Future Observing Facilities

ALMA

The Atacama Large Millimeter Array, or ALMA, is an international collaboration to develop a world-class telescope array to study the universe from a site in the foothills of Chile's Andes Mountains. Each of ALMA's antenna dishes will measure 12 meter wide. The ALMA antennas will be movable. At its largest, the array will measure 14 km, and at its smallest, only 150 m. Its receivers will cover the range from 30 to 950 GHz. The ALMA correlator, a specialized computer that combines the information received by the antennas, will perform an astounding 16,000 million-million (1.6x1016) operations per second.

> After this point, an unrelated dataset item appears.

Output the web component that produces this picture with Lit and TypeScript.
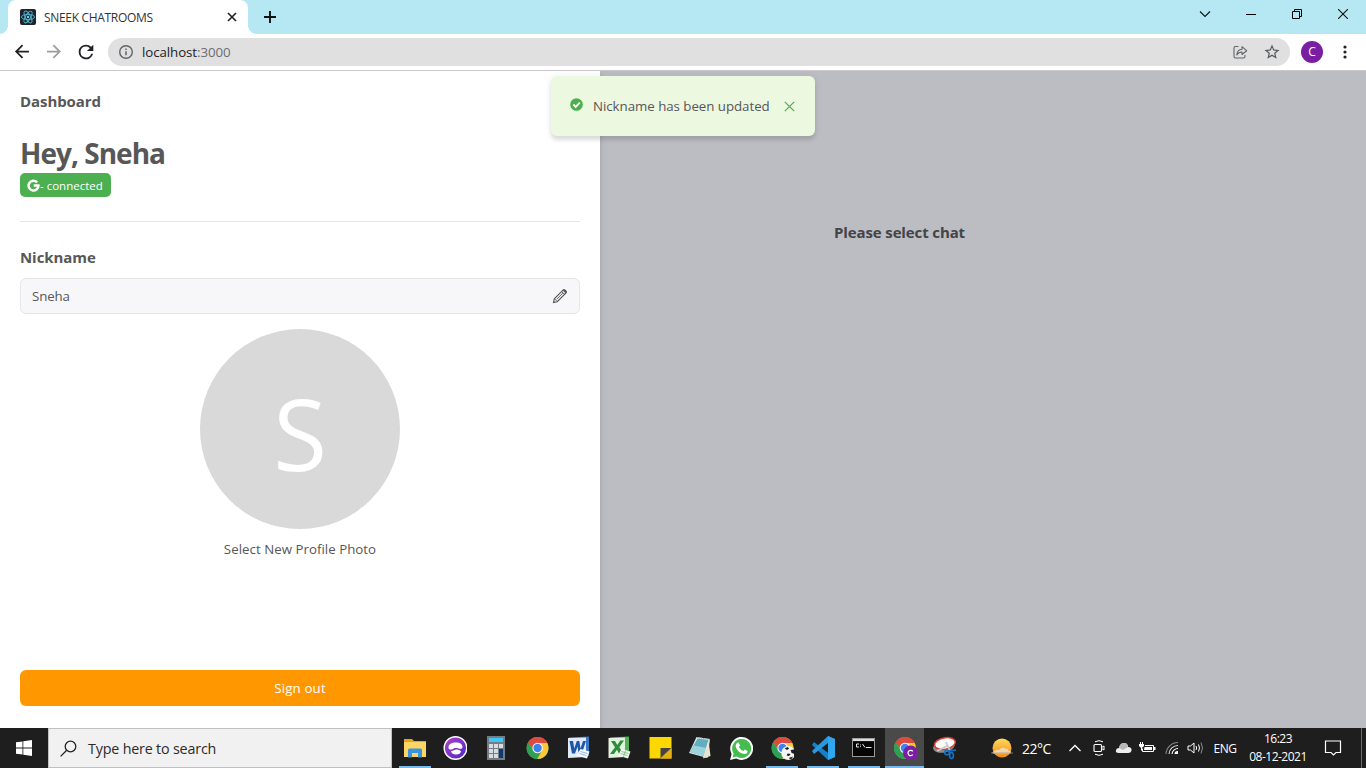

An additional, compact array of 7m and 12m diameter antennas is also foreseen. Construction of ALMA started in 2003 and will be completed in 2012; it will become incrementally operational from 2010 on.

For more information please read the ALMA page or visit the ALMA Project Web site.

E-ELT

ESO has been working together with its user community of European astronomers and astrophysicists to define the new giant telescope needed by the middle of the next decade. More than one hundred astronomers from all European countries have been involved throughout 2006, helping the ESO Project Offices to produce a novel concept, in which performance, cost, schedule and risk were carefully evaluated.

The present concept features as a baseline a telescope with a 42m diameter mirror, and is revolutionary. The site of the E-ELT is not yet fixed as studies are still underway with a plan to make a decision by 2008.

With a diameter of 42 m and its adaptive optics concept, the E-ELT will be more than one hundred times more sensitive than the present-day largest optical telescopes, such as the 10-m Keck telescopes or the 8.2-m VLT telescopes.